Controversy: Using Jail Space for Shelter
Several cities are responding to the increased demand for emergency shelter beds for homeless individuals by using former or unused jails as temporary overflow shelters.
The growing movement to use jail space for shelter is controversial, and local proposals to repurpose these facilities are facing public opposition.
Supporters argue these local decisions are well-intentioned efforts to support unhoused community members without bearing the cost of building something new. Others are concerned this growing trend creates a harmful perceived connection between crime and poverty. Opponents also argue that transforming jail space into mass homeless shelters is not a cost-effective approach to addressing our country’s affordable housing and homelessness crisis. Local debates about using jail space to shelter people experiencing homelessness taking place in Portland, OR, and Las Animas, CO, are discussed below.
Wapato Debate – Portland
A controversial proposal to transform a vacant county jail into a homeless center is under discussion in Multnomah County, Oregon.
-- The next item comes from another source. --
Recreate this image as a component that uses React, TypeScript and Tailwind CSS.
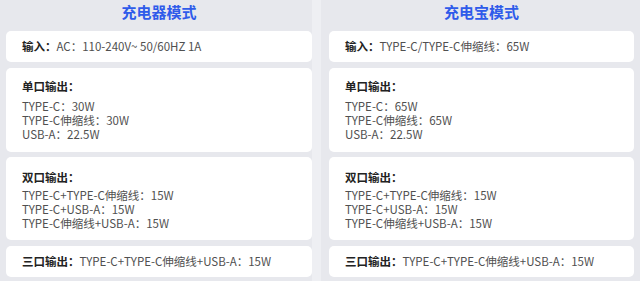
import React from "react";

const font = { fontFamily: '"Noto Sans CJK SC", "Noto Sans", sans-serif' };

type Col = {
  title: string;
  input: string;
  single: string[];
  dual: string[];
  triple: string;
};

const left: Col = {
  title: "充电器模式",
  input: "AC：110-240V~ 50/60HZ 1A",
  single: ["TYPE-C：30W", "TYPE-C伸缩线：30W", "USB-A：22.5W"],
  dual: ["TYPE-C+TYPE-C伸缩线：15W", "TYPE-C+USB-A：15W", "TYPE-C伸缩线+USB-A：15W"],
  triple: "TYPE-C+TYPE-C伸缩线+USB-A：15W",
};

const right: Col = {
  title: "充电宝模式",
  input: "TYPE-C/TYPE-C伸缩线：65W",
  single: ["TYPE-C：65W", "TYPE-C伸缩线：65W", "USB-A：22.5W"],
  dual: ["TYPE-C+TYPE-C伸缩线：15W", "TYPE-C+USB-A：15W", "TYPE-C伸缩线+USB-A：15W"],
  triple: "TYPE-C+TYPE-C伸缩线+USB-A：15W",
};

function Column({ c }: { c: Col }) {
  return (
    <div className="flex flex-col">
      <div className="h-[31px] flex items-center justify-center pb-[8px] text-[15px] font-bold text-[#2f5bea] leading-none">
        {c.title}
      </div>
      <div className="h-[31px] bg-white rounded-[5px] flex items-center px-[16px] text-[11.5px] leading-none whitespace-nowrap">
        <span className="font-bold text-[#222]">输入：</span>
        <span className="text-[#505050]">{c.input}</span>
      </div>
      <div className="mt-[6px] h-[84px] bg-white rounded-[5px] px-[16px] pt-[10px]">
        <div className="text-[11.5px] font-bold text-[#222] leading-[16px]">单口输出：</div>
        <div className="mt-[5px] text-[11.5px] text-[#505050] leading-[14px]">
          {c.single.map((s) => (
            <div key={s}>{s}</div>
          ))}
        </div>
      </div>
      <div className="mt-[5px] h-[83px] bg-white rounded-[5px] px-[16px] pt-[12px]">
        <div className="text-[11.5px] font-bold text-[#222] leading-[16px]">双口输出：</div>
        <div className="mt-[3px] text-[11.5px] text-[#505050] leading-[14px]">
          {c.dual.map((s) => (
            <div key={s}>{s}</div>
          ))}
        </div>
      </div>
      <div className="mt-[6px] h-[31px] bg-white rounded-[5px] flex items-center px-[16px] text-[11.5px] leading-none whitespace-nowrap">
        <span className="font-bold text-[#222]">三口输出：</span>
        <span className="text-[#505050]">{c.triple}</span>
      </div>
    </div>
  );
}

export default function App() {
  return (
    <div className="flex w-[640px] h-[281px] bg-[#e7e8ed] overflow-hidden" style={font}>
      <div className="w-[312px] pl-[6px]">
        <Column c={left} />
      </div>
      <div className="w-[9px] bg-[#eeeff3]" />
      <div className="w-[319px] pl-[8px] pr-[6px]">
        <Column c={right} />
      </div>
    </div>
  );
}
Wapato Corrections Facility, a minimum-security prison in North Portland, cost $54 million to build but the facility never opened due to unexpected budget cuts. After paying off the bond that funded its construction in 2018, Multnomah County sold the property to private owners for $5 million. Jordan Schnitzer, a Portland developer, bought the facility with plans to convert it into a community center for homeless residents. In October 2019, Mr. Schnitzer announced the property would be torn down due to a lack of funding and support from elected officials and homeless advocacy organizations.
According to a Multnomah County press release from October 2019, resistance to Mr. Schnitzer’s plan to transform the vacant jail facility into a homeless shelter includes concerns with its cost, type of building, and location.
Homeless service providers, community members, business leaders, and people with lived-experience argue Wapato is not an appropriate, sustainable, or cost-effective option for addressing homelessness in the region.
The County confirmed it would prioritize funding longer-term housing programs rather than mass emergency shelters. Funding Wapato would require $18 million per year, and the County argues this money could create 1,000 permanent homes with support services instead.
In December 2019, Mr. Schnitzer and leaders of the local nonprofit Helping Hands Reentry Outreach Centers announced a new plan to convert the property into a shelter with comprehensive on-site services. City and state land-use restrictions do not allow mass shelters, short-term housing, or group-living facilities on industrial lands, but some backers of the Wapato conversion believe the city may vote to overturn these regulations. Mr. Schnitzer agreed to commit $1 million to help the conversion become a reality, but the campaign must raise at least $2 million more.
Fort Lyon – Colorado
The Fort Lyon Supportive Residential Community Program, located in a former minimum-security prison in rural southeast Colorado, provides recovery-oriented transitional housing to individuals who are homeless and struggling with substance abuse. The program, operated by the Colorado Coalition for the Homeless (CCH) in partnership with the Colorado Department of Local Affairs and Bent County, provides housing combined with peer support, educational, and job services for up to 250 people currently or formally experiencing homelessness across the state, with a focus on serving veterans.
"The program provides housing combined with peer support, educational, and job services for up to 250 people currently or formally experiencing homelessness across the state, with a focus on serving veterans."
Initially, some state lawmakers expressed skepticism, raising concerns about the program’s effectiveness and financial sustainability. A five-year audit of the program ordered by the General Assembly showed mixed results. The evaluation found three-quarters of Fort Lyon residents did not return to the streets or shelters. Nearly half of Fort Lyon residents moved into permanent housing, and 29% left the program to other transitional housing opportunities. Critics argue the evaluation did not examine the clients who failed the program. Only 38% of the nearly 800 clients who left Fort Lyon from 2013-2017 completed the program, which means exiting to permanent housing and meeting their therapy or sobriety goals.
As for the program’s economic impacts, the 2017 program evaluation found economic activity at the Fort Lyon Program created 119 jobs and more than $10 million of financial activity in Colorado in 2015-2016. Some Bent County residents have raised concerns about the program’s adverse impacts on the community, however, citing perceived problems like increased crime and substance use but never presenting data to support these claims.
Different opinions on how to end homelessness influence how the program evaluation results are interpreted and used in discussions about the Fort Lyon Program’s future. While some state lawmakers and community members have interpreted the audit’s results as proof the program needs improvement, some housing advocates believe the results demonstrate the program’s success in getting people off the streets, into the recovery process, and stabilized in housing. CCH is committed to continuing the program and enhancing the program experience, outcomes, and community relationships to ensure people experiencing homelessness in Colorado have a safe place to go to recover from their substance-use disorders and get on a path to housing stability.